Priests, Queers, and Bridges

Last week, as I stewed in a sticky, stinking, sad hospital bed at St. Vincent's Hospital, a priest appeared and broke through my morphine haze.

"Would you like to receive the sacraments of communion or healing?" the priest asked.

"No honey, I'm gay."

"I can still offer you an anointment for healing."

"No, thanks."

"I will keep your health and recovery in my prayers," he said, pityingly, then checked a box on his clipboard and retreated to the nurses' station.

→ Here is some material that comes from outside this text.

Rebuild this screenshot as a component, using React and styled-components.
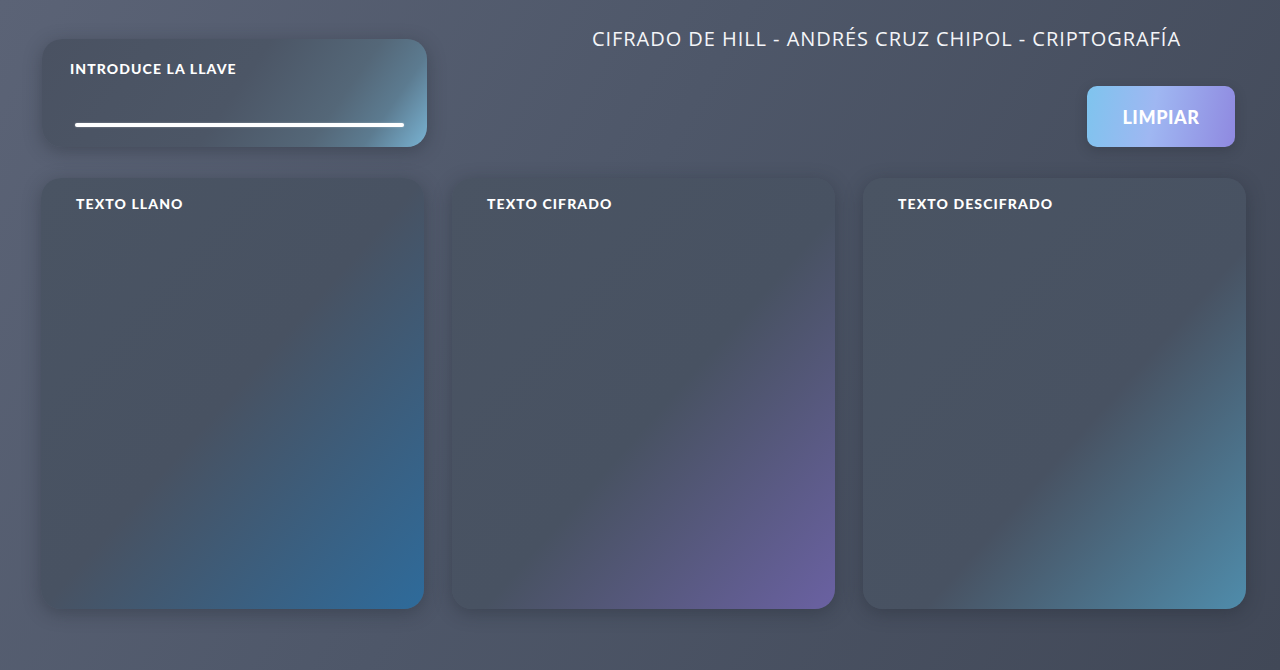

A few moments later I began to bawl uncontrollably.  Alone, afraid, and abject, to me it seemed the massive weight of history had descended on our simple exchange, fixing in antagonism the words of two otherwise gentle, loving people.  In Greenwich Village, on the isle of Manhattan, in the heart of one of the most sophisticated cities on the planet, could we not overcome a few silly obstacles and get to the seriously important business of human compassion?

Of course I'm melodramatic.  The priest probably deals with a variety of more hostile responses, every day.  No doubt he has also held and comforted any number of queer people at the hospital.  My hospital stay, while terrible in many ways, was not a brush with death.  The titans of modern sexual philosophy did not clash in that little beige room on the 15th floor.

Yet I suspect that the devil is in the details, in the quiet moments when people are just living their lives and doing their jobs.  I doubt the priest has any problem at all with queers--in fact he may well be one--and I imagine he felt called to the priesthood at least in part because he enjoys helping others.  I certainly have no problem with taking comfort in centuries-old religious rituals, regardless of my otherwise agnostic views.

Getting ready for work this morning, I listened to another story on NPR about the embattled Pope and the ever-inflating Roman Catholic child molestation scandals.  Without minimizing the suffering of the abuse victims, I must say that I tire of the church bashing.  The perpetrators of such crimes and the willing accomplices who protected the guilty should be brought to justice.  Then, I sincerely hope, the Catholic church--and all churches--can turn their energy toward finding a way to bridge the everyday gap between those who want to help and those who need it, regardless of where our hearts find love.

We are so much more alike than different.